Christie describes his leadership style as “maximum freedom, maximum accountability.”

“I want people to know what their jobs are, to know the expectations,” he says, “to know how their jobs relate to other people’s jobs, to know their mission and the collective mission of the institution. And then I want them to do their jobs. I don’t want to tell them how to do their jobs. I want them to do things the way they think is best and produce the necessary results.”

Christie is the quintessential professional, and that professionalism clearly gets the job done. But it also keeps the inner Bill Christie at arm’s length. This only child of a telephone worker and a high school English teacher chooses, for the most part, to keep his own counsel.

He grew up near Frederick, Md., where his only associates during the early years were adults; where he spent hours reading anything he could get his hands on; where he sat evening after evening on the bank of the railroad tracks near his home and watched the National Limited steam toward Washington; where he loathed school and loved baseball.

School may not have captured Christie’s attention, but his mother planted the seed of scholarship in her son. “I have gotten my scholarly interests, my love of literature, my love of music, and, in some ways, my idealism from my mother,” he says.

Those loves propelled him to Washington and Lee University for his undergraduate degree and to Yale University, where he earned two master’s degrees and a doctorate.

Window to the soul

Christie’s surroundings hint at what feeds his soul. His desk bears pictures: a photo of his father, a warm, open, understanding man who remained Christie’s hero until the day he died 16 years ago; his sons — William III “Will,” who is pursuing a master’s degree in economics at the University of North Carolina at Greensboro, and Sam, a sophomore pre-med major at UNC-Chapel Hill. “I’m extremely proud of both of them,” Christie says, “and it is important to me to know they are important to each other.”

The music on the CD player and the art on the wall also provide a window into Christie’s soul. Walk into his office on the second floor of Hedrick Hall and you’ll likely hear Haydn’s “Te Deum in C Major” offering a vigorous choral backdrop to his preparation for a strategic planning session.

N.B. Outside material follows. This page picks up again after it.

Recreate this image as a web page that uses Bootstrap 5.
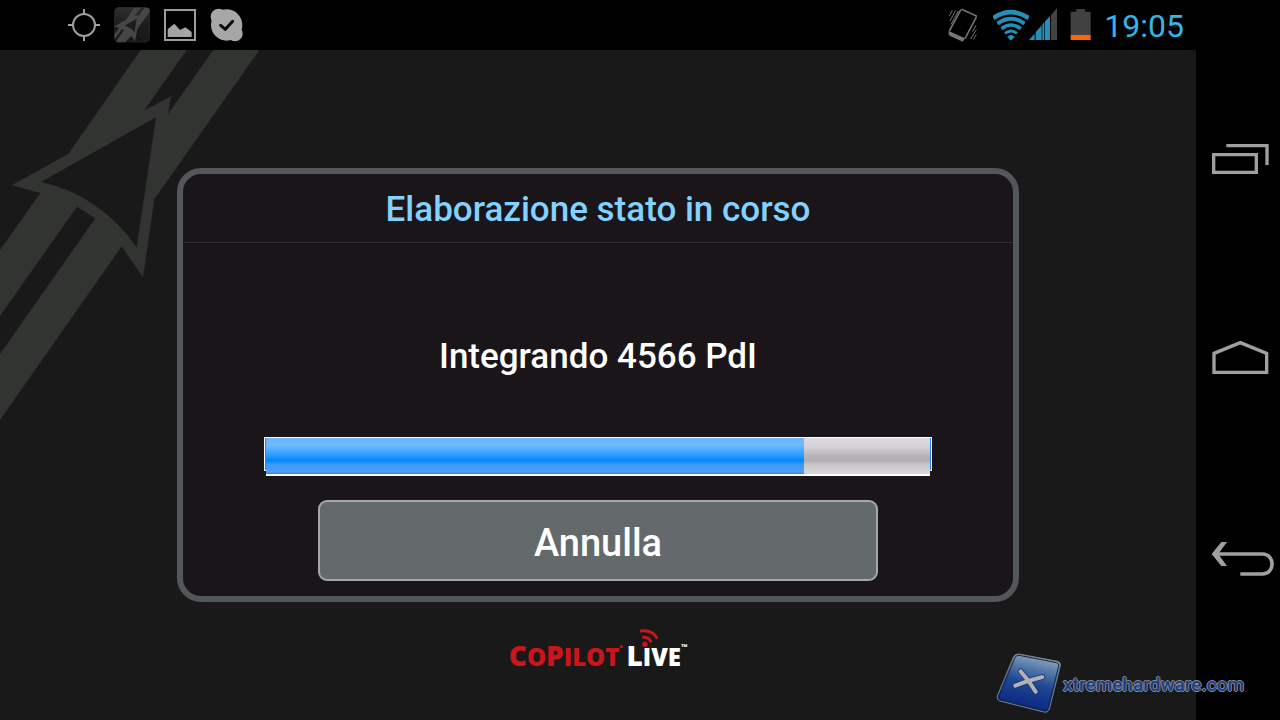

A print of John Constable’s Salisbury Cathedral hangs directly behind his desk, along with a cast of Angel with Horn from Holy Trinity, Sloane Square, and a reproduction of a seventh-century Irish crucifix — all sure signs that an unabashed anglophile inhabits this office.

And then there’s the tea on the credenza. Loose tea only, of course.

His understated comment, “I’m a tea drinker,” doesn’t do his passion justice. This is a man who travels to London for his tea. He is particularly fond of a Badamtam variety of Darjeeling from Whittards of Chelsea; a Fukien Province black tea from Harrod’s; several Szechwan varieties from Fortnum and Mason. But he’ll also send off to Foojoy’s in San Francisco and Stash in Oregon for oolong and Ceylon teas.

“I go scouring for good tea varieties all over the place,” he says.

While tea was not the driving force, Christie has traveled to England three times this year. Admittedly, that’s a bit much, even for him. But the isles draw him again and again. One of England’s allures is the rich offering of cathedrals — true salve for this Anglican at heart. “There is something about cathedral worship in England that you just can’t find anywhere else,” Christie says. “I’ve never been to England without taking in at least two or three services at St. Paul’s.” This comes from a man who once considered entering a Baptist seminary, a man who — without hesitation — lists God first when he talks about the things that are important to him. Then he backtracks a little. “To say that spirituality is important to me almost makes it sound as if I’m holding myself up as some especially religious creature, which I’m not,” he says. “I don’t like creating that impression.”

Integrity of life

He explains. “What is important to me is the integrity of life, by which I mean I do not like a life lived in compartments. I want my spiritual life to inform my work; I want my scholarly interests to inform my spiritual life. I want all the various parts of my life to feed one another. In a way, it would be difficult to understand me and my thoughts about my religious faith, for example, without understanding my views on scientific method and chaos and complexity theory. It’s all of a piece.”

Religious beliefs also inform his approach to individuals. “People are children of God,” he says, “so I am very much concerned to see that they have every opportunity to develop as children of God in whatever way they and God find correct and appropriate.”

Growth is important to Christie — personal, professional, emotional and spiritual growth.

So are relationships. “There’s an old Quaker saying: ‘Look for God in people and speak to that,’ ”he says.

He hardly pauses before the disclaimer rears its head again. “I feel almost embarrassed saying this,” he says. “It could come across as making me sound especially virtuous, and I am not especially virtuous.”

Christie seems naturally drawn to the Anglican Church, but those Anglican leanings emerged later in life. Calling himself “a self-contained ecumenical movement,” he has more than a nodding acquaintance with a number of denominations. “I was baptized a Presbyterian by a Methodist minister,” he begins. “Until I was 7, I attended an Episcopal Church with my father. Then my Episcopal father and Presbyterian mother compromised by becoming Baptist.”

He has also attended Evangelical Lutheran and Disciples of Christ churches and placed his sons in Catholic schools. Now, however, he is a regular communicant in an Episcopal Church — the American equivalent of Anglicanism.

Christie has high hopes for Catawba. In the coming year alone, he plans to increase the opportunities for foreign study for students; strengthen strategic planning and assessment; encourage more professional development activities among the faculty; and strengthen peer evaluation among the faculty.

Mostly, though, he wants the faculty to dream. “I want the faculty to build their castles in the air and then to plan their foundations and lay them out solidly,” he says. “I want them to plan and share their dreams and work together to create a shared vision of what the college can become.

“With that, I believe there is no limit to Catawba’s future.”